Exercise
Quote the whole listing word for word. Do not include the pictures.

------------------------------

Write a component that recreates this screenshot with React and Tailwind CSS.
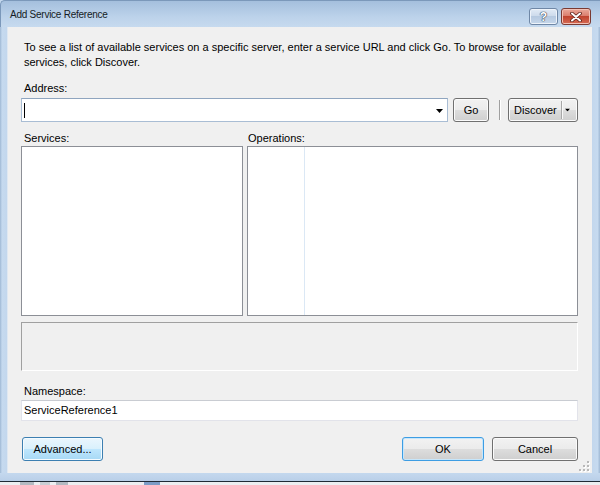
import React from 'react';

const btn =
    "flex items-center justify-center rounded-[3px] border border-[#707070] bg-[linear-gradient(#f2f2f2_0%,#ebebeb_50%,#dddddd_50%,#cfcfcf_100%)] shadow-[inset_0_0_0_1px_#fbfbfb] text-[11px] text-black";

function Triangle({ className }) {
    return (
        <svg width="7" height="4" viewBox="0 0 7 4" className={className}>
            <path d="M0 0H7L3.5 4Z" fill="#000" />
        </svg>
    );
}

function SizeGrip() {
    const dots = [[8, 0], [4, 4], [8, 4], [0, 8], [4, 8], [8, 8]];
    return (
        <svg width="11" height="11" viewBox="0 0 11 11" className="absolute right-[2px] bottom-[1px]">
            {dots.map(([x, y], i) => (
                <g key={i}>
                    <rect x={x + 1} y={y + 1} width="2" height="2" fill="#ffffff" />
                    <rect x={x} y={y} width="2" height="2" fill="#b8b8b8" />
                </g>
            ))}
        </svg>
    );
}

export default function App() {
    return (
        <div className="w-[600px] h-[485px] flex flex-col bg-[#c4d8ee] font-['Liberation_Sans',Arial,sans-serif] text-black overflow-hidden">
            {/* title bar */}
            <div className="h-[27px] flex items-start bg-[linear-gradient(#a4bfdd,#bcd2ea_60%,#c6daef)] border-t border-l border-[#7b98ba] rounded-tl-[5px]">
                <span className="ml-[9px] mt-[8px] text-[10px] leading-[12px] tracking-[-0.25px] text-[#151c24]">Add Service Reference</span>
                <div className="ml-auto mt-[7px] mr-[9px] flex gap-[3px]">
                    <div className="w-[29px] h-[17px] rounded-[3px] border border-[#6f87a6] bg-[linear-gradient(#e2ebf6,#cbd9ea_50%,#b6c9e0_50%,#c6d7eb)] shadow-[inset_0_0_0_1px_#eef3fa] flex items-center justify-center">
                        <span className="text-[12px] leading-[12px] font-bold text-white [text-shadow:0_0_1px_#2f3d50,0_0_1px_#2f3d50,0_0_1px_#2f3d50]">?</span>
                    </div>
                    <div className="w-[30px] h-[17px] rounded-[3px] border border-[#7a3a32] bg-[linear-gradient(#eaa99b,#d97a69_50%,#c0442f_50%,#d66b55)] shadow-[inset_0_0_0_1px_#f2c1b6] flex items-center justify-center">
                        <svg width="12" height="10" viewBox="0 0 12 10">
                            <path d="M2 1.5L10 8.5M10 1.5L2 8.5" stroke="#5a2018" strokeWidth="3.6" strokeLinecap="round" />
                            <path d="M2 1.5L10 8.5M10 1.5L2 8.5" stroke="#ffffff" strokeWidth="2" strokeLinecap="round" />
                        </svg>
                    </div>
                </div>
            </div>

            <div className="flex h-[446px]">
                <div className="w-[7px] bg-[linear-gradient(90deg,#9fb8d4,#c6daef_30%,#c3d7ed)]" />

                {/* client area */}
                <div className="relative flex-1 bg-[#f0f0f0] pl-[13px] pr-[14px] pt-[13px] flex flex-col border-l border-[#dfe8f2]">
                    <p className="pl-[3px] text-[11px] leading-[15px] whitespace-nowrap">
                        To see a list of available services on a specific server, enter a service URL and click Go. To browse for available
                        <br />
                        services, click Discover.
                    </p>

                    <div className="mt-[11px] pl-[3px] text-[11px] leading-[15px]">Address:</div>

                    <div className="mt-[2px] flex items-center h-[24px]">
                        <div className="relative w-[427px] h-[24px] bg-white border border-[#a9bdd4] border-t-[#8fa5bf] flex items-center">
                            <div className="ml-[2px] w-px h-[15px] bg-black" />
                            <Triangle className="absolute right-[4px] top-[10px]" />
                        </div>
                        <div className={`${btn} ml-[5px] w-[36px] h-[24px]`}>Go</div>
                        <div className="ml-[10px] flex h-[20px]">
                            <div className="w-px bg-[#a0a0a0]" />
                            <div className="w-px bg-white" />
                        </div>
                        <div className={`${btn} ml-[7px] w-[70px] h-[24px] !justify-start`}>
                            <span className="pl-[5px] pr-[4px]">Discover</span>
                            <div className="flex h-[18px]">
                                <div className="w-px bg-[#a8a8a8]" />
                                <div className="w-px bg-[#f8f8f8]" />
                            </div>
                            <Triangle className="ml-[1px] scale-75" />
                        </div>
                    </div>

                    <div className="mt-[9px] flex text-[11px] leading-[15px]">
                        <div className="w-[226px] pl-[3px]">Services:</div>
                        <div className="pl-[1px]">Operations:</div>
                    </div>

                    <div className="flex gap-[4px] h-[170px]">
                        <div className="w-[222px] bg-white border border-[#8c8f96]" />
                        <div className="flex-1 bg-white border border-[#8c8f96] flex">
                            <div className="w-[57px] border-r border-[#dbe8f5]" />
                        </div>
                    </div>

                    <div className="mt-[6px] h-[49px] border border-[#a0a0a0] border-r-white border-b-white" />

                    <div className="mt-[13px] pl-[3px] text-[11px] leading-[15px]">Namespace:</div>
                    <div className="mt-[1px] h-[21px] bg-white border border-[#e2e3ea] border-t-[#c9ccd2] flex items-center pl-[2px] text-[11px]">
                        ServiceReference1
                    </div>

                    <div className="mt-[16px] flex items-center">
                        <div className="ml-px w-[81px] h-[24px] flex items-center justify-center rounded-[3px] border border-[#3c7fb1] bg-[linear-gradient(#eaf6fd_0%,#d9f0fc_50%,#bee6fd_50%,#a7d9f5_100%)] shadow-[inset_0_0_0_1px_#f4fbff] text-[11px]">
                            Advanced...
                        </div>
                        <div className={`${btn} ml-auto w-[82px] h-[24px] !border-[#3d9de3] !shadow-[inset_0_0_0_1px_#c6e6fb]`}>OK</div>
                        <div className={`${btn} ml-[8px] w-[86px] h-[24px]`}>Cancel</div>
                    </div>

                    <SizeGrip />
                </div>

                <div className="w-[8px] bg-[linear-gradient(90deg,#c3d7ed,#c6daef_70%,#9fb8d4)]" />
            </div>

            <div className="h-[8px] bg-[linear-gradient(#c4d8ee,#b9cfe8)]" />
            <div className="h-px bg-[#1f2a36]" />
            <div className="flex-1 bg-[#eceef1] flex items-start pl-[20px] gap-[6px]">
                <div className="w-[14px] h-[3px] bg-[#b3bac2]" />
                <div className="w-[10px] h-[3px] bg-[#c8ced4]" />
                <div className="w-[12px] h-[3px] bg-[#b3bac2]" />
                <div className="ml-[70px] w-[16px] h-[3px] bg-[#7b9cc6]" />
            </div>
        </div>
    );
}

------------------------------

Answer to this task
Write a component that recreates this screenshot with React and Tailwind CSS.
import React from 'react';

const btn =
    "flex items-center justify-center rounded-[3px] border border-[#707070] bg-[linear-gradient(#f2f2f2_0%,#ebebeb_50%,#dddddd_50%,#cfcfcf_100%)] shadow-[inset_0_0_0_1px_#fbfbfb] text-[11px] text-black";

function Triangle({ className }) {
    return (
        <svg width="7" height="4" viewBox="0 0 7 4" className={className}>
            <path d="M0 0H7L3.5 4Z" fill="#000" />
        </svg>
    );
}

function SizeGrip() {
    const dots = [[8, 0], [4, 4], [8, 4], [0, 8], [4, 8], [8, 8]];
    return (
        <svg width="11" height="11" viewBox="0 0 11 11" className="absolute right-[2px] bottom-[1px]">
            {dots.map(([x, y], i) => (
                <g key={i}>
                    <rect x={x + 1} y={y + 1} width="2" height="2" fill="#ffffff" />
                    <rect x={x} y={y} width="2" height="2" fill="#b8b8b8" />
                </g>
            ))}
        </svg>
    );
}

export default function App() {
    return (
        <div className="w-[600px] h-[485px] flex flex-col bg-[#c4d8ee] font-['Liberation_Sans',Arial,sans-serif] text-black overflow-hidden">
            {/* title bar */}
            <div className="h-[27px] flex items-start bg-[linear-gradient(#a4bfdd,#bcd2ea_60%,#c6daef)] border-t border-l border-[#7b98ba] rounded-tl-[5px]">
                <span className="ml-[9px] mt-[8px] text-[10px] leading-[12px] tracking-[-0.25px] text-[#151c24]">Add Service Reference</span>
                <div className="ml-auto mt-[7px] mr-[9px] flex gap-[3px]">
                    <div className="w-[29px] h-[17px] rounded-[3px] border border-[#6f87a6] bg-[linear-gradient(#e2ebf6,#cbd9ea_50%,#b6c9e0_50%,#c6d7eb)] shadow-[inset_0_0_0_1px_#eef3fa] flex items-center justify-center">
                        <span className="text-[12px] leading-[12px] font-bold text-white [text-shadow:0_0_1px_#2f3d50,0_0_1px_#2f3d50,0_0_1px_#2f3d50]">?</span>
                    </div>
                    <div className="w-[30px] h-[17px] rounded-[3px] border border-[#7a3a32] bg-[linear-gradient(#eaa99b,#d97a69_50%,#c0442f_50%,#d66b55)] shadow-[inset_0_0_0_1px_#f2c1b6] flex items-center justify-center">
                        <svg width="12" height="10" viewBox="0 0 12 10">
                            <path d="M2 1.5L10 8.5M10 1.5L2 8.5" stroke="#5a2018" strokeWidth="3.6" strokeLinecap="round" />
                            <path d="M2 1.5L10 8.5M10 1.5L2 8.5" stroke="#ffffff" strokeWidth="2" strokeLinecap="round" />
                        </svg>
                    </div>
                </div>
            </div>

            <div className="flex h-[446px]">
                <div className="w-[7px] bg-[linear-gradient(90deg,#9fb8d4,#c6daef_30%,#c3d7ed)]" />

                {/* client area */}
                <div className="relative flex-1 bg-[#f0f0f0] pl-[13px] pr-[14px] pt-[13px] flex flex-col border-l border-[#dfe8f2]">
                    <p className="pl-[3px] text-[11px] leading-[15px] whitespace-nowrap">
                        To see a list of available services on a specific server, enter a service URL and click Go. To browse for available
                        <br />
                        services, click Discover.
                    </p>

                    <div className="mt-[11px] pl-[3px] text-[11px] leading-[15px]">Address:</div>

                    <div className="mt-[2px] flex items-center h-[24px]">
                        <div className="relative w-[427px] h-[24px] bg-white border border-[#a9bdd4] border-t-[#8fa5bf] flex items-center">
                            <div className="ml-[2px] w-px h-[15px] bg-black" />
                            <Triangle className="absolute right-[4px] top-[10px]" />
                        </div>
                        <div className={`${btn} ml-[5px] w-[36px] h-[24px]`}>Go</div>
                        <div className="ml-[10px] flex h-[20px]">
                            <div className="w-px bg-[#a0a0a0]" />
                            <div className="w-px bg-white" />
                        </div>
                        <div className={`${btn} ml-[7px] w-[70px] h-[24px] !justify-start`}>
                            <span className="pl-[5px] pr-[4px]">Discover</span>
                            <div className="flex h-[18px]">
                                <div className="w-px bg-[#a8a8a8]" />
                                <div className="w-px bg-[#f8f8f8]" />
                            </div>
                            <Triangle className="ml-[1px] scale-75" />
                        </div>
                    </div>

                    <div className="mt-[9px] flex text-[11px] leading-[15px]">
                        <div className="w-[226px] pl-[3px]">Services:</div>
                        <div className="pl-[1px]">Operations:</div>
                    </div>

                    <div className="flex gap-[4px] h-[170px]">
                        <div className="w-[222px] bg-white border border-[#8c8f96]" />
                        <div className="flex-1 bg-white border border-[#8c8f96] flex">
                            <div className="w-[57px] border-r border-[#dbe8f5]" />
                        </div>
                    </div>

                    <div className="mt-[6px] h-[49px] border border-[#a0a0a0] border-r-white border-b-white" />

                    <div className="mt-[13px] pl-[3px] text-[11px] leading-[15px]">Namespace:</div>
                    <div className="mt-[1px] h-[21px] bg-white border border-[#e2e3ea] border-t-[#c9ccd2] flex items-center pl-[2px] text-[11px]">
                        ServiceReference1
                    </div>

                    <div className="mt-[16px] flex items-center">
                        <div className="ml-px w-[81px] h-[24px] flex items-center justify-center rounded-[3px] border border-[#3c7fb1] bg-[linear-gradient(#eaf6fd_0%,#d9f0fc_50%,#bee6fd_50%,#a7d9f5_100%)] shadow-[inset_0_0_0_1px_#f4fbff] text-[11px]">
                            Advanced...
                        </div>
                        <div className={`${btn} ml-auto w-[82px] h-[24px] !border-[#3d9de3] !shadow-[inset_0_0_0_1px_#c6e6fb]`}>OK</div>
                        <div className={`${btn} ml-[8px] w-[86px] h-[24px]`}>Cancel</div>
                    </div>

                    <SizeGrip />
                </div>

                <div className="w-[8px] bg-[linear-gradient(90deg,#c3d7ed,#c6daef_70%,#9fb8d4)]" />
            </div>

            <div className="h-[8px] bg-[linear-gradient(#c4d8ee,#b9cfe8)]" />
            <div className="h-px bg-[#1f2a36]" />
            <div className="flex-1 bg-[#eceef1] flex items-start pl-[20px] gap-[6px]">
                <div className="w-[14px] h-[3px] bg-[#b3bac2]" />
                <div className="w-[10px] h-[3px] bg-[#c8ced4]" />
                <div className="w-[12px] h-[3px] bg-[#b3bac2]" />
                <div className="ml-[70px] w-[16px] h-[3px] bg-[#7b9cc6]" />
            </div>
        </div>
    );
}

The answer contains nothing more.